Sulla STAMPA di oggi, 23/11/2008, a pag. 25, con il titolo " Il processo di pace è stanco ", Alain Elkann intervista Andrea Cordero di Montezemolo, ex Numzio apostolico in Israele. Le domande sono precise, le risposte discutibili. Il monsignore ritiene che la capitale sia Tel Aviv, Arafat non ha potuto accontentarlo ( e si capisce che gli sia anche dispiaciuto), ce l'ha con gli ebrei che contestano la figura storica di Pio XII durante la Shoà, per finire con San Paolo, una figura "piena di ebraismo" (sic). Termina con un basta alla violenza, senza mai citare da quale parte arriva il terrorismo, così come non fa cenno alla fuga dei cristiani dai territori palestinesi. Insomma, proprio un personaggio come si deve. Ecco l'intervista:
Lei è stato il primo nunzio apostolico in Israele?
«Sì, ho vissuto otto anni in Israele, dapprima come delegato senza relazioni ufficiali, e ho visto una situazione che consentiva di fare un cambiamento. Ho pensato che fosse importante normalizzare le relazioni della Santa Sede con lo stato di Israele e lo stato palestinese. Il lavoro era andato bene e nel dicembre 1993 è stato firmato un accordo: dopo sei mesi le relazioni diplomatiche si sono aperte tra Israele e Vaticano e io sono stato il primo ambasciatore. Arafat voleva che facessimo lo stesso, ma finché non c’era lo stato palestinese era impossibile e così mi sono inventato una cosa: abbiamo stabilito che ci dovesse essere un rappresentante speciale del Vaticano presso i palestinesi e uno dei palestinesi in Vaticano. Nel 1994 fui il primo nunzio in Israele e ho stabilito la nunziatura a Jaffa-Tel Aviv malgrado il fatto che Olmert, allora sindaco di Gerusalemme, volesse che noi stabilissimo la sede nella sua città. Ma non tocca alla Santa Sede decidere quale sia la capitale di uno stato e la capitale riconosciuta è ancora Tel Aviv. Mantenevamo così due sedi: la Nunziatura a Jaffa-Tel Aviv e la delegazione apostolica sul Monte degli Ulivi».
E adesso come è la situazione?
«I miei successori fanno la stessa cosa: sono delegati apostolici a Gerusalemme e Palestina e nunzi a Jaffa».
Le sembra importante il viaggio del presidente Napolitano in Israele?
«Sì, perché tutto quello che si fa per portare avanti il processo di pace è molto positivo. Bisogna fare tutti gli sforzi possibili ma questo è un processo politico, non sulla base di un conflitto religioso».

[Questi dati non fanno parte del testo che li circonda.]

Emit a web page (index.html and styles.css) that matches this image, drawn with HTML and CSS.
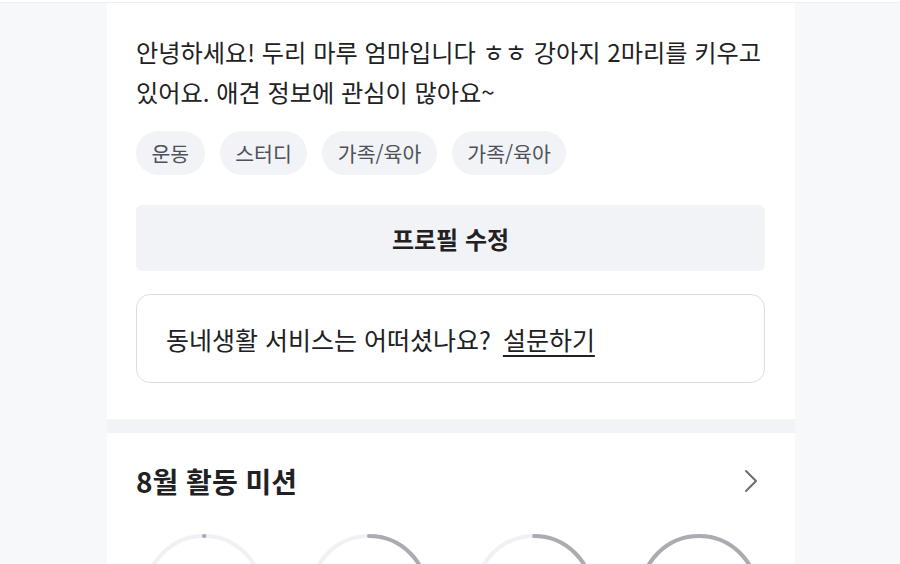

Lei ha preso una posizione un po’ distante da Israele sulla questione della beatificazione del papa Pio XII.
«E’ vero: ho fatto delle dichiarazioni, ma quella è una questione interna all’organizzazione giuridica della Chiesa Cattolica. Dichiarare un beato o santo vuol dire ammetterne il culto pubblico. I tribunali sono molto severi e non dobbiamo intrometterci. Stiamone fuori. A noi piacciono poco le ingerenze in una questione interna di alcuni ambienti ebraici. Altri ambienti ebraici, invece, che conoscono meglio le cose, non si sono intromessi».
Ma in questo momento c’è un po’ di tensione tra la comunità ebraica italiana e il Vaticano?

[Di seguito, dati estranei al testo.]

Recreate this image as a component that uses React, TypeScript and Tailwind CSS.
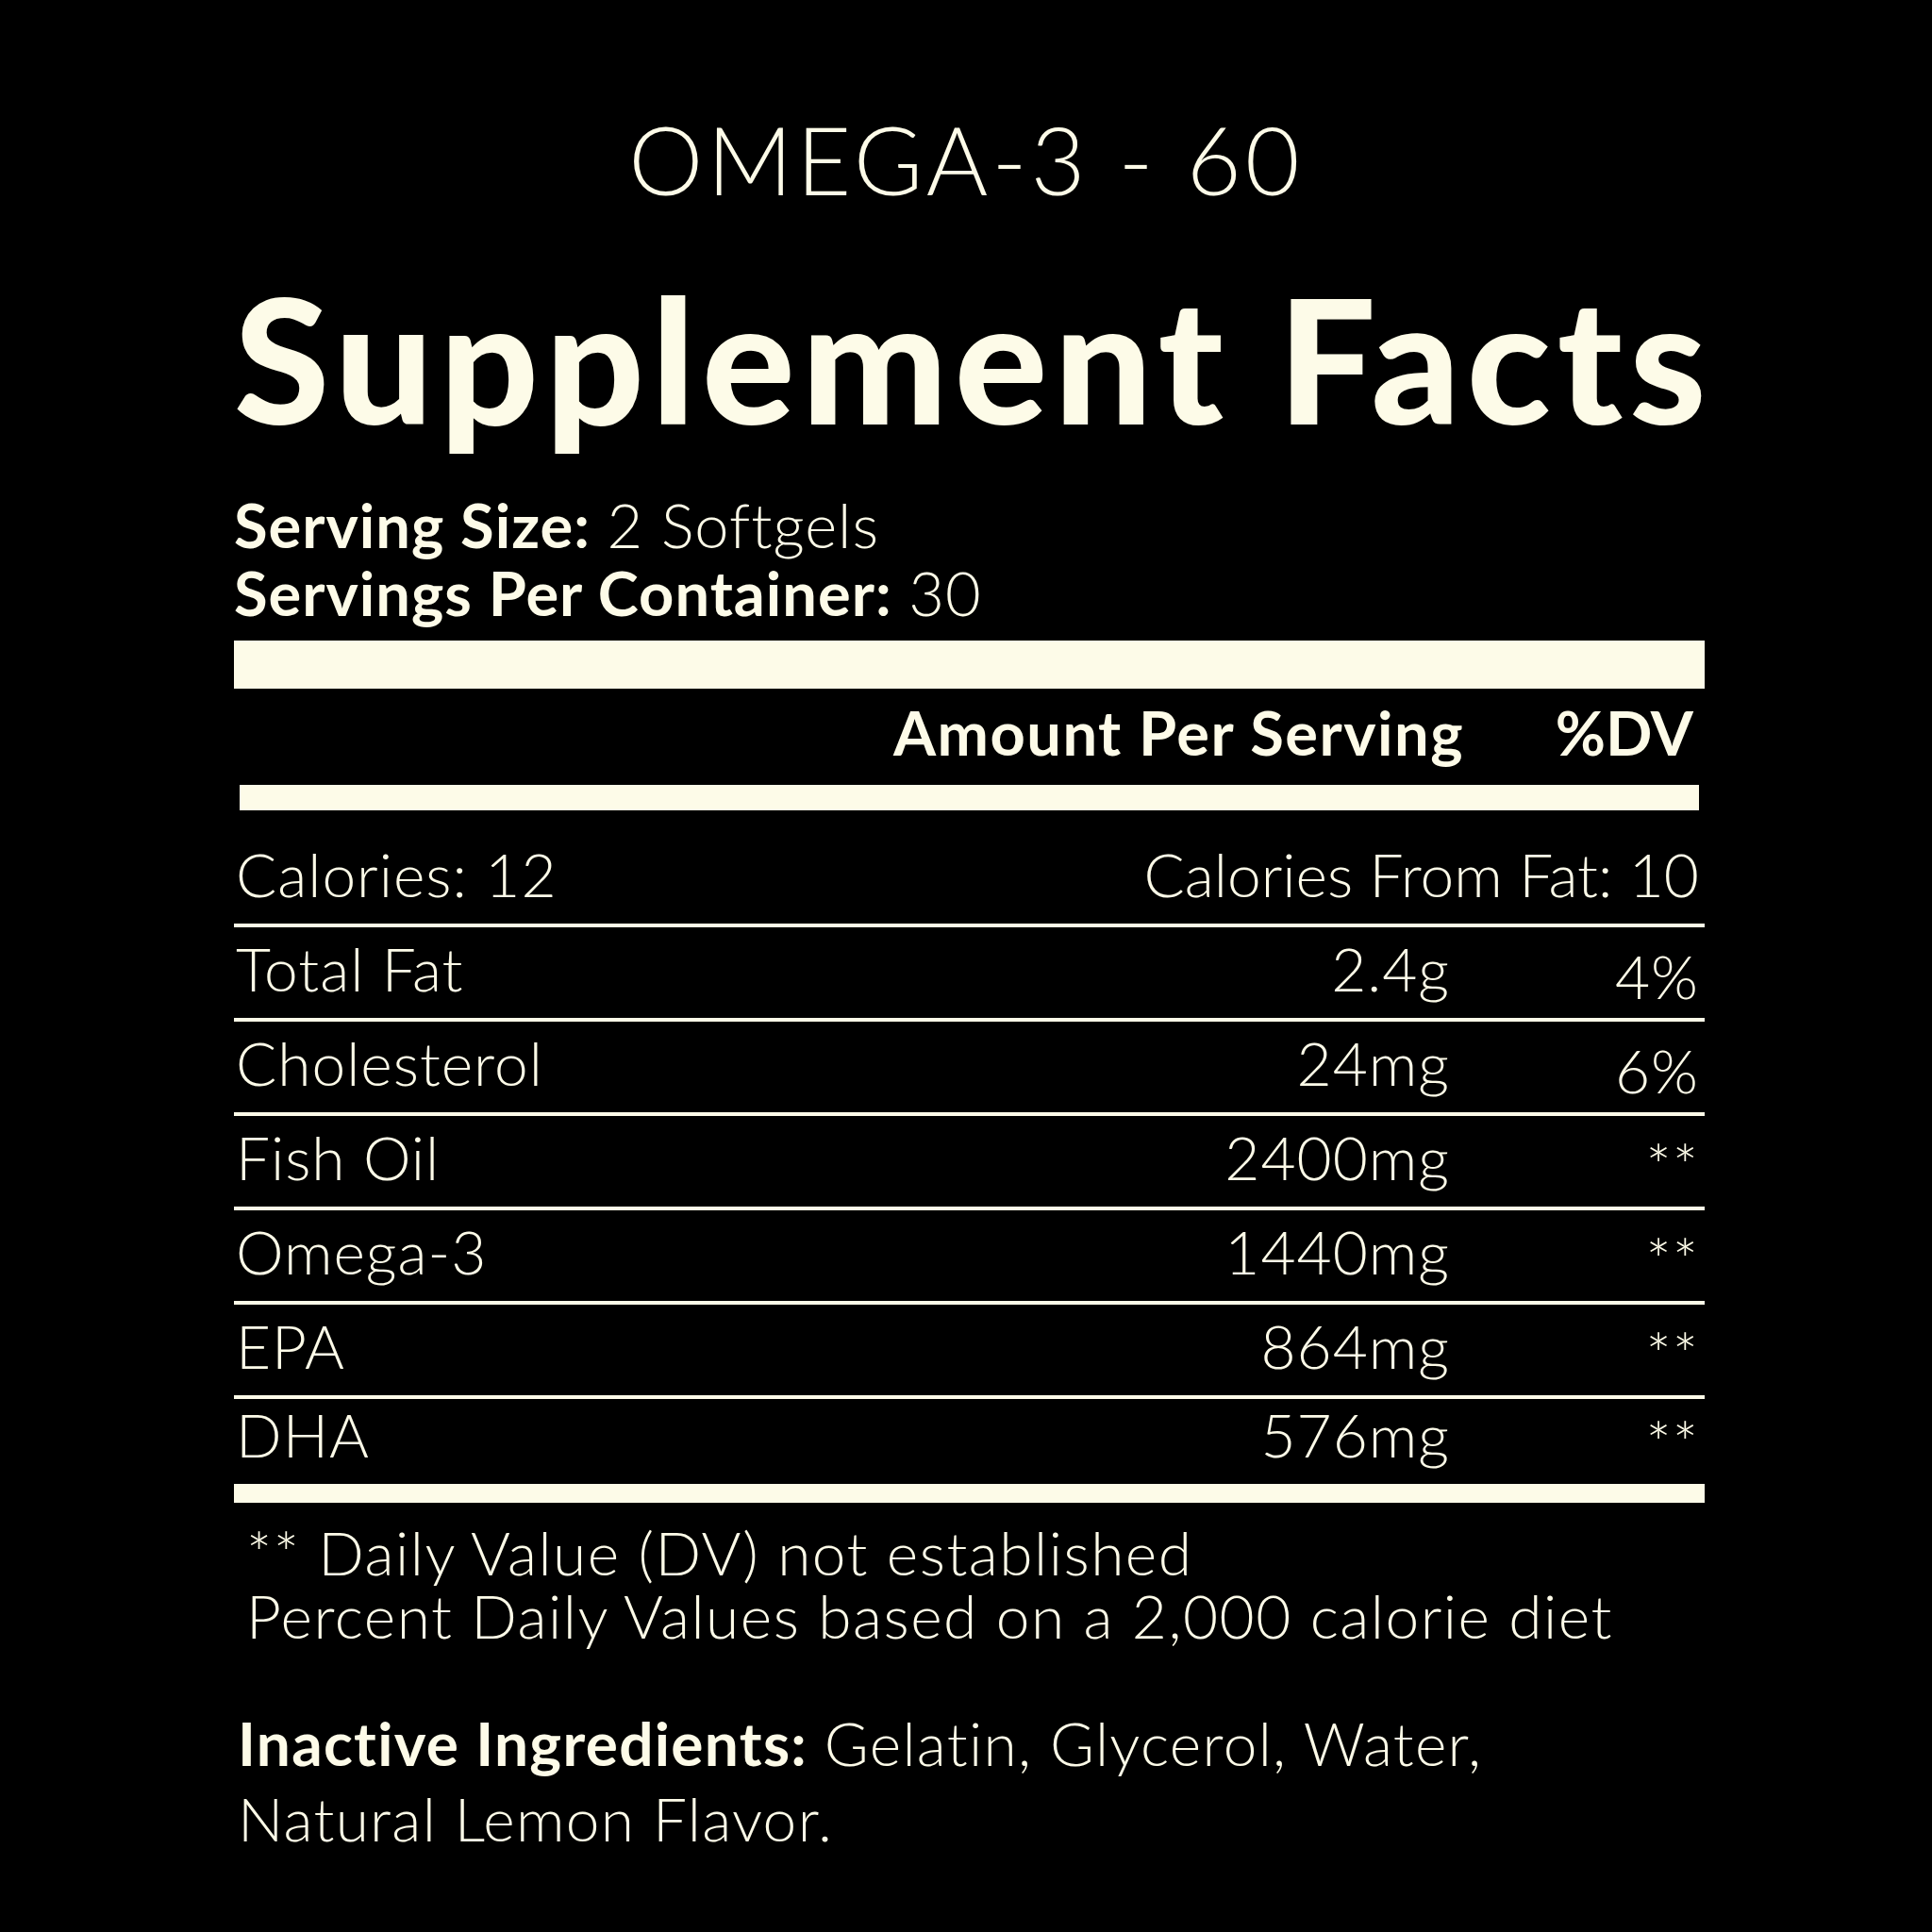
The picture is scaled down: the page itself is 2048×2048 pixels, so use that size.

«Io ho ottimi rapporti con la comunità ebraica, erano ottimi anche quelli con il rabbino Elio Toaff, che aveva un carisma speciale e un modo di fare molto aperto e gioviale. Il rabbino Disegni è un uomo certamente molto preparato ma più distante, ed ha un carattere differente. Io non conosco il rabbino Laras di Milano».

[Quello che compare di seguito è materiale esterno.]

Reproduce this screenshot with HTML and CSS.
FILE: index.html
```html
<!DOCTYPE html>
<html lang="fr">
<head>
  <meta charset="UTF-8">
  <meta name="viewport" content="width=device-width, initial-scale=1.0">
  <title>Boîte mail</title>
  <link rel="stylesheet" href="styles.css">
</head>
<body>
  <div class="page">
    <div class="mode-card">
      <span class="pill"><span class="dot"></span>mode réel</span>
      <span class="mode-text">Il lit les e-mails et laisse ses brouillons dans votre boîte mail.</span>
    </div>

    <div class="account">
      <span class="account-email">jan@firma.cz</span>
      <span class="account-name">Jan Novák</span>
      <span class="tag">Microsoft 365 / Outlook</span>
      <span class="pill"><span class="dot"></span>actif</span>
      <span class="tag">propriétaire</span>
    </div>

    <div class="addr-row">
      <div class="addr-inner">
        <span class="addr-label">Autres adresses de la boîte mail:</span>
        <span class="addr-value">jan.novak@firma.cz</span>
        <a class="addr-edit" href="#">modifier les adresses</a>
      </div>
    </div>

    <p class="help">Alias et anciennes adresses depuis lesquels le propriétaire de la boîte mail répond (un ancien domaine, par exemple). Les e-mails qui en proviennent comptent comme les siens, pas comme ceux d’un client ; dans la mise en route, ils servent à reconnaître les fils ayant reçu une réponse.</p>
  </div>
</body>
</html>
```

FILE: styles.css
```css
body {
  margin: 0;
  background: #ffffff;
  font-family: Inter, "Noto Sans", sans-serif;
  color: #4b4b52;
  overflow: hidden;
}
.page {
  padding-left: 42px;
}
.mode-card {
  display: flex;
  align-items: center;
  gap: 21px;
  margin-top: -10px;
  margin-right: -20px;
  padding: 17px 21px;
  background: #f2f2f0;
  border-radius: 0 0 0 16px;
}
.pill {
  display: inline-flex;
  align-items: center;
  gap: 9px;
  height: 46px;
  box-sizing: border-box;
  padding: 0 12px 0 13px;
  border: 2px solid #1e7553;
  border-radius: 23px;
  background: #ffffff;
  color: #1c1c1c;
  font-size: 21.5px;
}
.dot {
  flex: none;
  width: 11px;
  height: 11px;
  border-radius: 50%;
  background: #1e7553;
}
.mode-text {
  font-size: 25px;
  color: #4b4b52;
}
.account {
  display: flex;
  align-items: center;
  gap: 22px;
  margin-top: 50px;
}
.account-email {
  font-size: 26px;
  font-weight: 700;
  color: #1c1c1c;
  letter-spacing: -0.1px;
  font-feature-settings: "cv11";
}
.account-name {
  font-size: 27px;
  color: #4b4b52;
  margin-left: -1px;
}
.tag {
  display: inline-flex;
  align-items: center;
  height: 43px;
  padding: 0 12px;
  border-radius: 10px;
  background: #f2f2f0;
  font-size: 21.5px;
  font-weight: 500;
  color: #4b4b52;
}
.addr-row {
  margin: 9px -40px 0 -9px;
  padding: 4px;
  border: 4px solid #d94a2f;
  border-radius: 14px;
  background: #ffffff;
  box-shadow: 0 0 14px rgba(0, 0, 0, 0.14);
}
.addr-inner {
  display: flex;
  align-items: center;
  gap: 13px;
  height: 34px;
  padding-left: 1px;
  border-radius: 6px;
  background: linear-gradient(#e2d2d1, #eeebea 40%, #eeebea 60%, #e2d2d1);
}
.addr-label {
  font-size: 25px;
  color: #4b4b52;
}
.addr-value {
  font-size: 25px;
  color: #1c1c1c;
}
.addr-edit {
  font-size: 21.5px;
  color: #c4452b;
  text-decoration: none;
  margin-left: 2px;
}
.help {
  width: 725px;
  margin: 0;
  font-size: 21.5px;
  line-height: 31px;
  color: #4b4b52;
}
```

Ma secondo lei i rapporti tra il Vaticano e il mondo ebraico come sono in questo momento storico?
«Buoni e molto numerosi. Si sono fatti molti passi avanti e, per l’Anno Paolino di cui sono responsabile come arciprete della Basilica di San Paolo fuori le mura a Roma, stiamo pensando di organizzare un incontro culturale bilaterale cristiano-ebraico all’Università Gregoriana con una sessione alla Basilica di San Paolo».
Ma di cosa discuterete?
«Discuteremo intorno alla figura di Paolo che è così piena di ebraismo e di cristianesimo. Ma purtroppo l’antisemitismo continua. Da parte nostra non vi è ovviamente nessun presupposto negativo».
Ma lei torna di tanto in tanto in Israele?
«Sono tornato un paio di volte. Molte cose non sono cambiate, ma trovo che nel processo di pace vi sia un po’ di stanchezza e questa è provocata secondo me da divisioni interne ai singoli Paesi che provocano tensione e naturalmente la violenza distrugge i passi avanti che si fanno con fatica ed è veramente un peccato. Ripeto, vedo un po’ di stanchezza».
E quindi cosa fare?
«Entrambe le parti devono rinunciare ad alcuni pregiudiziali: per esempio bisogna riconoscere alcune risoluzioni dell’Onu e dire basta alla violenza, altrimenti le cose continueranno così senza sosta. Io però non voglio essere negativo, devo dire che Olmert ha fatto concessioni aperte e generose che permetterebbero di avanzare, ma adesso bisognerà vedere il nuovo governo. E dall’altra parte vi sono gruppi tra loro talmente contrastanti che provocano stupidi attentati. Io comunque rimango fiducioso».